We know see a lot more content relevant to the earthquake than we did after the initial search. Geofeedia only parses for recently published information, which adds temporal relevance to the geographic search. The result of combing these two dimensions is a more filtered result. Incidentally, Geofeedia allows you to save and very easily share these searches and results. Now lets click on the first picture on the top left.
Geofeedia allows you to create collections (top right-hand corner). I’ve called mine “Earthquake Damage” so I can collect all the relevant Tweets, pictures and video footage of the disaster. The platform gives me the option of inviting specific colleagues to view and help curate this new collection by adding other relevant content such as tweets and video footage. Together with Geofeedia’s multi-media approach, these features facilitate the clustering and triangulation of multi-media data in a very easy way.
Now lets pivot from these search results in collage form to the search results in map view. This display can also be saved and shared with others.
One of the clear strengths of Geofeedia is the simplicity of the user-interface. Key features and functions are esthetically designed. For example, if we wish to view the YouTube footage that is closest to the circle’s center, simply click on the icon and the video can be watched in the pop-up on the same page.
Now notice the menu just to the right of the YouTube video. Geofeedia allows you to create geo-fences on the fly. For example, we can click on “Search by Polygon” and draw a “digital fence” of that shape directly onto the map with just a few clicks of the mouse. Say we’re interested in the residential area just north of Via Statale. Simply trace the area, double-click to finish and then press on the magnifying glass icon to search for the latest social media updates and Geofeedia will return all content with relevant geo-tags.
The platform allows us to filter these results further the “Settings” menu as displayed below. On the technical side, the tool’s API supports ATOM/RSS, JSON and GeoRSS formats.
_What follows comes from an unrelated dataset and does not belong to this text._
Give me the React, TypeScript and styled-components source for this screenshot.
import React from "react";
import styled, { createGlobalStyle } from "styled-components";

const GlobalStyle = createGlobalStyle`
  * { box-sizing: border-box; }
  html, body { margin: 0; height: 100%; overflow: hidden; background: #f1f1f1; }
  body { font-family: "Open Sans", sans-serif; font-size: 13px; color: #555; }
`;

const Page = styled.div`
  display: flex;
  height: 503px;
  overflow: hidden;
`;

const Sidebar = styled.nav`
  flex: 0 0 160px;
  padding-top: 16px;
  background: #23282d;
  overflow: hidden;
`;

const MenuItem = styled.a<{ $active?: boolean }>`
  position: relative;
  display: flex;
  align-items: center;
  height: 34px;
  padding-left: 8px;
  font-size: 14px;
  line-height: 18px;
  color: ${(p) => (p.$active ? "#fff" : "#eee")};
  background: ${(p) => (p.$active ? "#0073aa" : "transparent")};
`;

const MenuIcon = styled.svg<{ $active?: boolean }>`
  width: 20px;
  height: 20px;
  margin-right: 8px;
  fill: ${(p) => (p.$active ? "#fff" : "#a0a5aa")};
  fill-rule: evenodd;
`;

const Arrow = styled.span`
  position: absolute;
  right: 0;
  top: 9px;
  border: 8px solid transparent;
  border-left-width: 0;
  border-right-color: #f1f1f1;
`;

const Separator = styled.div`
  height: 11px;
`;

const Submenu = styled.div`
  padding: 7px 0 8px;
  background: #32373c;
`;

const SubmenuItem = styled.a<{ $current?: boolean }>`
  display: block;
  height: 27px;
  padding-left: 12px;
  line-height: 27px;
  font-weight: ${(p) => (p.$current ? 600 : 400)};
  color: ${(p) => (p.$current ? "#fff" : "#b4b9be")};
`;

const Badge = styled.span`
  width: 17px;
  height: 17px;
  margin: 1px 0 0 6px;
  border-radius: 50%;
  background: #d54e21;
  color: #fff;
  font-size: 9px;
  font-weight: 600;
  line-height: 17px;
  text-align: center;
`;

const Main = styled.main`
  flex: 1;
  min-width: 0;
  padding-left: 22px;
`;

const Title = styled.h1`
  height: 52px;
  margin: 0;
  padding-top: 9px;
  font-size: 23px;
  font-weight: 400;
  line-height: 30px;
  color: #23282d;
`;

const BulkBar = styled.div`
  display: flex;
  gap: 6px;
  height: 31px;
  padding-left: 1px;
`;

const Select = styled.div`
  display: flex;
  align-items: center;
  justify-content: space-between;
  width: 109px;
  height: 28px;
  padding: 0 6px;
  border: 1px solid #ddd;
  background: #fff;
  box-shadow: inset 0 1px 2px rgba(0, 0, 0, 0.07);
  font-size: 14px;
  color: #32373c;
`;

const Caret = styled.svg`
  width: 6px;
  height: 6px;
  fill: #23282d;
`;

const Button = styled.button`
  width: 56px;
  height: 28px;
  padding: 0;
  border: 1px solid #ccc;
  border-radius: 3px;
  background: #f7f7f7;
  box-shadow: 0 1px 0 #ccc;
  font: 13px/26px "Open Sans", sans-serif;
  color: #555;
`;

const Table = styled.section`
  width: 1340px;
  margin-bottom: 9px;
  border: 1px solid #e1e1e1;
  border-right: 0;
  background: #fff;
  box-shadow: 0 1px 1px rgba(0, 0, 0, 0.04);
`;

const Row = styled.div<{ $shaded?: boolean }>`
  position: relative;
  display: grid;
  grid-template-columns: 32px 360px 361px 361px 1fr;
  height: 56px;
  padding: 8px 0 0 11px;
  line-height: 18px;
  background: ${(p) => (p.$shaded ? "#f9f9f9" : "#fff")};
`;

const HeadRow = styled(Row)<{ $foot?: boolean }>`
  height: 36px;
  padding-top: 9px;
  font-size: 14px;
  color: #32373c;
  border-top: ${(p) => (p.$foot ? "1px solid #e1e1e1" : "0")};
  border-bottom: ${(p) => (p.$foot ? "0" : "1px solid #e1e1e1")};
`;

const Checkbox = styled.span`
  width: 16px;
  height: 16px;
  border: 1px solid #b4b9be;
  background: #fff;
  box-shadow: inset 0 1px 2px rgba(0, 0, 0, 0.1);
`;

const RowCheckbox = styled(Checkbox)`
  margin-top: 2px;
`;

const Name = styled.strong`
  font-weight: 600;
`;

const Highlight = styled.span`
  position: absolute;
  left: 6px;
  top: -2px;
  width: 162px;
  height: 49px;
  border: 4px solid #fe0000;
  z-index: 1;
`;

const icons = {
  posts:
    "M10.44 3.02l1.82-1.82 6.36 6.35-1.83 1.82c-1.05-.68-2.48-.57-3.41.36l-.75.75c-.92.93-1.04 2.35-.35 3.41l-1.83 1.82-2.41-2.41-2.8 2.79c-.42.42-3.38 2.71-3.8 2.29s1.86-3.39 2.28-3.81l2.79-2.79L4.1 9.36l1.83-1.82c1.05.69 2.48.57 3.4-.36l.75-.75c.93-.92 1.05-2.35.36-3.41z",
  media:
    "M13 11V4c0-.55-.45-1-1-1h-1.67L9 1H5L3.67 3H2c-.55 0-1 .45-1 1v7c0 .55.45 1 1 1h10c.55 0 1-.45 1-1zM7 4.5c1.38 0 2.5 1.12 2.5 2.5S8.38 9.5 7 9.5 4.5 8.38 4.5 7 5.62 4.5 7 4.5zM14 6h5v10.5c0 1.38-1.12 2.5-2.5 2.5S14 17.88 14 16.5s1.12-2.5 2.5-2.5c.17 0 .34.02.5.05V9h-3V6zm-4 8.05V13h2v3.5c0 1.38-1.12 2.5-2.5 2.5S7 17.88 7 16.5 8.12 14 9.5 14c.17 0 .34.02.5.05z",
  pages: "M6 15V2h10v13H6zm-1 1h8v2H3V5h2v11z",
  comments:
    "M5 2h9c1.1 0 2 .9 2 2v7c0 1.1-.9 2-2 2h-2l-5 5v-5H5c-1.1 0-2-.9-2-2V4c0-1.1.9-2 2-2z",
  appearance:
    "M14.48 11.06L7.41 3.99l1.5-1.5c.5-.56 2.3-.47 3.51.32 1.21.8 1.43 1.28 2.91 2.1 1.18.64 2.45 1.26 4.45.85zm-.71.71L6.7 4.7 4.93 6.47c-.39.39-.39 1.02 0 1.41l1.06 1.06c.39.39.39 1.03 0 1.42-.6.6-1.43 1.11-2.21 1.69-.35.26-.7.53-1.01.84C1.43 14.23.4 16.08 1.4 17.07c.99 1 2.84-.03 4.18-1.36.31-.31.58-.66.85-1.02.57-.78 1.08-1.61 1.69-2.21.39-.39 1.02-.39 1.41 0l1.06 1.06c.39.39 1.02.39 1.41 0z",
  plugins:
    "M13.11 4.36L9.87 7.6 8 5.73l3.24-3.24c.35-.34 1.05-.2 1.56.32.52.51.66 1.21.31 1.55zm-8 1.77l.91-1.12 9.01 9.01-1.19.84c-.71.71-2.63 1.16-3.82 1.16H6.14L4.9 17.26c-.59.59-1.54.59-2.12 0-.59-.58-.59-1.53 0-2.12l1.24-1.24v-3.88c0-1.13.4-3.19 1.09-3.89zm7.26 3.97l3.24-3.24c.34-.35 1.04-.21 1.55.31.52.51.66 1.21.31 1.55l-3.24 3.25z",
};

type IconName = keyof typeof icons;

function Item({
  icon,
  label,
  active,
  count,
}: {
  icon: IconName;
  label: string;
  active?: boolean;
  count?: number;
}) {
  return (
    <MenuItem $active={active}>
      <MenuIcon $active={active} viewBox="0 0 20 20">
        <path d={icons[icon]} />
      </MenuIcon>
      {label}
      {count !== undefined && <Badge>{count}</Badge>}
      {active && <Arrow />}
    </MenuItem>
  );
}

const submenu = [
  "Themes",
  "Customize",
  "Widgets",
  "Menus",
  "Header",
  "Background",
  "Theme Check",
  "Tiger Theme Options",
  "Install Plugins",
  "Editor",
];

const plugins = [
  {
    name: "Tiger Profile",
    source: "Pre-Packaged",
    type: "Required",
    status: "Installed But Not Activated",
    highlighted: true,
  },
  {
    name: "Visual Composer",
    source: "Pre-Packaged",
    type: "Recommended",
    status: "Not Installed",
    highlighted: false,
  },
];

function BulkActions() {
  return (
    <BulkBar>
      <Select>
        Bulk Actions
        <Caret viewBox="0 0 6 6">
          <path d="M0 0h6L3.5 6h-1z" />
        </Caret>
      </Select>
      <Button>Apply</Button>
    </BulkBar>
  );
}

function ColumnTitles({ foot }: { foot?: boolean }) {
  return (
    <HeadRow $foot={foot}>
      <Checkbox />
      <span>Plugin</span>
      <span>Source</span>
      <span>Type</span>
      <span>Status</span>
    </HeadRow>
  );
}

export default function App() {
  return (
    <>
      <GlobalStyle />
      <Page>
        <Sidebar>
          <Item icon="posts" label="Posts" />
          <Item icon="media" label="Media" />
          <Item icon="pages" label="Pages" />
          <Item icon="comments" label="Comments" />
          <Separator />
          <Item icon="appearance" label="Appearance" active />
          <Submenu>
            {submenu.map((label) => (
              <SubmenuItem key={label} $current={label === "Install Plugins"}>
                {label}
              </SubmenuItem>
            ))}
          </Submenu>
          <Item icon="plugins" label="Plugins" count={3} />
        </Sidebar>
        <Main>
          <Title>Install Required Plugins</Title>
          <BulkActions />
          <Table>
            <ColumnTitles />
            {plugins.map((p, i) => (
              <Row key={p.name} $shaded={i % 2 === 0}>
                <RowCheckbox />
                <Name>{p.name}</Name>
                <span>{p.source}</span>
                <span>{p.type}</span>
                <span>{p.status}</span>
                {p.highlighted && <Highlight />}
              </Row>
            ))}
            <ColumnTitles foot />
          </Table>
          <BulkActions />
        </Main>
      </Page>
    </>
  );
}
Geofeedia has a lot of potential vis-a-vis humanitarian applications, which is why the Standby Volunteer Task Force (SBTF) is partnering with the group to explore this potential further. A forthcoming blog post on the SBTF blog will outline this partnership in more detail.
In the meantime, below are a few thoughts and suggestions for Phil and team on how they can make Geofeedia even more relevant and compelling for humanitarian applications. A quick qualifier is in order beforehand, however. I often have a tendency to ask for the moon when discovering a new platform I’m excited about. The suggestions that follow are thus not criticism at all but rather the result of my imagination gone wild. So big congrats to Phil and team for having built what is already a very, very neat platform!
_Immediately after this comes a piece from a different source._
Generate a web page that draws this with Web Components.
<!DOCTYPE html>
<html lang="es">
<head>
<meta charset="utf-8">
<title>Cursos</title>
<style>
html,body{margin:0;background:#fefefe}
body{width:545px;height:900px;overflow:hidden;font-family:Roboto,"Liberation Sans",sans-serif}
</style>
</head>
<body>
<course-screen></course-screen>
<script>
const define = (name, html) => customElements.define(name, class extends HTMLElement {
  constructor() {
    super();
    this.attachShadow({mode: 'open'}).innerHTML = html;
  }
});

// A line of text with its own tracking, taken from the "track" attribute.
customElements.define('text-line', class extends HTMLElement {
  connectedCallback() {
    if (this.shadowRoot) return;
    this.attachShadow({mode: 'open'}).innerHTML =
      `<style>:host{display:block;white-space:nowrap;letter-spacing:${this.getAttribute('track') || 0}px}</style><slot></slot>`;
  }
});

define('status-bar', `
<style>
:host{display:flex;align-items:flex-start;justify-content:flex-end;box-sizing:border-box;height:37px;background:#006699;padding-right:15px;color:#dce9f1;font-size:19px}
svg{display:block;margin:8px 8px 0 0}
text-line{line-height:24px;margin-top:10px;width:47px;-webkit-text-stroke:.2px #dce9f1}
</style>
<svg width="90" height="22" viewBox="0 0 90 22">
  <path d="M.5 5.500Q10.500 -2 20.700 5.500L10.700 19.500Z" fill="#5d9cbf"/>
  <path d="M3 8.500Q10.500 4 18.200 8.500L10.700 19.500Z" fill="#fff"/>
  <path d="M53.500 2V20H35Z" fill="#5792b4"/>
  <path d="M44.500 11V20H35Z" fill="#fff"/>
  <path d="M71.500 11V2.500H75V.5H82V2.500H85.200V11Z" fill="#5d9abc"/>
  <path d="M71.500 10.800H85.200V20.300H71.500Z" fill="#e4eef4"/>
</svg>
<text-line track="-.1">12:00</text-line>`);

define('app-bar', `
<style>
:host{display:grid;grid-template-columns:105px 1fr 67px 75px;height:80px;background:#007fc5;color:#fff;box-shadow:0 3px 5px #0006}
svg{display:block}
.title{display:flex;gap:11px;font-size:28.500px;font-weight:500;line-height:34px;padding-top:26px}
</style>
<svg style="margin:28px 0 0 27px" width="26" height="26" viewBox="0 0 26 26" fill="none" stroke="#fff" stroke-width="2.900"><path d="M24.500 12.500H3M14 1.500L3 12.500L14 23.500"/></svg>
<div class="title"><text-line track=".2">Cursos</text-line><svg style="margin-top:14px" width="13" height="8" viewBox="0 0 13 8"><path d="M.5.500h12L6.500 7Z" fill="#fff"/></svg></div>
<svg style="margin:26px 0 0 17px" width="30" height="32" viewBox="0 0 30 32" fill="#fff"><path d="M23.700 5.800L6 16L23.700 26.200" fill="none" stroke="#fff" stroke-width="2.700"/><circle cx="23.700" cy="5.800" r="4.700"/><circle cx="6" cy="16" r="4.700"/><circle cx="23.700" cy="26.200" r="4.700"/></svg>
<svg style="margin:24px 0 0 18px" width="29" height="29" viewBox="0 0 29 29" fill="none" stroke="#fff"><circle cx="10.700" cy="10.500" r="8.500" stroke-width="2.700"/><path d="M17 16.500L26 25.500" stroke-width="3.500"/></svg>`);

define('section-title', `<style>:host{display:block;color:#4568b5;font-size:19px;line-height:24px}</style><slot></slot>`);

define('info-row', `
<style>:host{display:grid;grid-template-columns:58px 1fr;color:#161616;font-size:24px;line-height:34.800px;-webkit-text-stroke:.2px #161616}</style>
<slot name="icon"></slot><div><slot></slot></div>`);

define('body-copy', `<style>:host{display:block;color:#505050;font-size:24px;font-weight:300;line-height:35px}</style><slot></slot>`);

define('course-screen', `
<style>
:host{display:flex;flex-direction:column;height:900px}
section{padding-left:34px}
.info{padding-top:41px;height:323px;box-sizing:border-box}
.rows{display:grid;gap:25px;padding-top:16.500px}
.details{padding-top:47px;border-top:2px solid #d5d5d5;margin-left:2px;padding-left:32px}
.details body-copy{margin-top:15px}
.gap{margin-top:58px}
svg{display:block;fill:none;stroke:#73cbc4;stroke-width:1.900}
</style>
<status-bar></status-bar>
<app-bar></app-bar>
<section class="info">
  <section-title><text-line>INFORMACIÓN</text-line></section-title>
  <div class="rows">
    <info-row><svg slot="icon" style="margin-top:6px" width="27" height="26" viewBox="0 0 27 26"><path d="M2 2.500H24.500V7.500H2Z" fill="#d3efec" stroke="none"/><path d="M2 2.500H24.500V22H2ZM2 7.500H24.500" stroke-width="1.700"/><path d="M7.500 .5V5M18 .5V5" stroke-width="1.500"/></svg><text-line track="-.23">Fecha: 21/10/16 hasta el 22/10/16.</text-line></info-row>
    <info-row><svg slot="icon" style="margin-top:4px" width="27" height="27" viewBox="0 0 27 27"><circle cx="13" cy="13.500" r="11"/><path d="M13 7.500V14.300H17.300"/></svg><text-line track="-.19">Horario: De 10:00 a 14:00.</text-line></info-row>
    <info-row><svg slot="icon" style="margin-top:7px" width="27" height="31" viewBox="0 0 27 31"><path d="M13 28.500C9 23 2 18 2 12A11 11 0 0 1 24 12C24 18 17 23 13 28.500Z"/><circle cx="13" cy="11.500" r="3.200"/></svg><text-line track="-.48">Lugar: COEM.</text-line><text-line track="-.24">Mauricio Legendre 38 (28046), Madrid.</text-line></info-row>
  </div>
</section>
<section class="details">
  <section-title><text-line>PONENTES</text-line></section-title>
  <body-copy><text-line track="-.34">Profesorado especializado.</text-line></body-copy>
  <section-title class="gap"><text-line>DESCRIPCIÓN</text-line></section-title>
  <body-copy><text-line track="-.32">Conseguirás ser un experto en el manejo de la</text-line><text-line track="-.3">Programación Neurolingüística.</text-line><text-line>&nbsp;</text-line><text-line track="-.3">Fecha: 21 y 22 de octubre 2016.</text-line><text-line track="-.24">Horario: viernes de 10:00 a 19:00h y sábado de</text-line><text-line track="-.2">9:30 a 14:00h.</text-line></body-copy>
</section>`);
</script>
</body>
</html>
- Topical search feature that enables users to search by location and a specific theme or topic.
- Delete function that allows users to delete content that is not relevant to them either from the Map or Collage interface. In the future, perhaps some “basic” machine learning algorithms could be added to learn what types of content the user does not want displayed or prioritized.
- Add function that gives users the option of adding relevant multi-media content, say perhaps from a blog post, a Wikipedia entry, news article or (Geo)RSS feed. I would be particularly interested in seeing a Storyful feed integrated into Geofeedia, for example. The ability to add KML files could also be interesting, e.g., a KML of an earthquake’s epicenter and estimated impact.
- Commenting function that enables users to comment on individual data points (Tweets, pictures, etc) and a “discussion forum” feature that enables users to engage in text-based conversation vis-a-vis a specific data point.
- Storify feature that gives users the ability to turn their curated content into a storify-like story board with narrative. A Storify plugin perhaps.
- Ushahidi feature that enables users to export an item (Tweet, picture, etc) directly to an Ushahidi platform with just one click. This feature should also allow for the automatic publishing of said item on an Ushahidi map.
- Alerts function that allows one to turn a geo-fence into an automated alert feature. For example, once I’ve created my geo-fence, having an option that allows me (and others) to subscribe to this geo-fence for future updates could be particularly interesting. These alerts would be sent out as emails (and maybe SMS) with a link to the new picture or Tweet that has been geo-tagged within the geographical area of the geo-fence. Perhaps each geo-fence could tweet updates directly to anyone subscribed to that Geofeedia deployment.
- Trends alert feature that gives users the option of subscribing to specific trends of interest. For example, I’d like to be notified if the number of data points in my geo-fence increases by more than 25% within a 24-hour time period. Or more specifically whether the number of pictures has suddenly increased. These meta-level trends can provide important insights vis-a-vis early detection & response.
- Analytics function that produces summary statistics and trends analysis for a geo-fence of interest. This is where Geofeedia could better capture temporal dynamics by including charts, graphs and simple time-series analysis to depict how events have been unfolding over the past hour vs 12 hours, 24 hours, etc.
- Sentiment analysis feature that enables users to have an at-a-glance understanding of the sentiments and moods being expressed in the harvested social media content.
- Augmented Reality feature … just kidding (sort-of).
Naturally, most or all of the above may not be in line with Geofeedia’s vision, purpose or business model. But I very much look forward to collaborating with Phil & team vis-a-vis our SBTF partnership. A big thanks to Jeannine once again for pointing me to Geofeedia, and equally big thanks to my SBTF colleague Timo Luege for his blog post on the platform. I’m thrilled to see more colleagues actively blog about the application of new technologies for disaster response.
On this note, anyone familiar with this new Iremos platform (above picture) from France? They recently contacted me to offer a demo.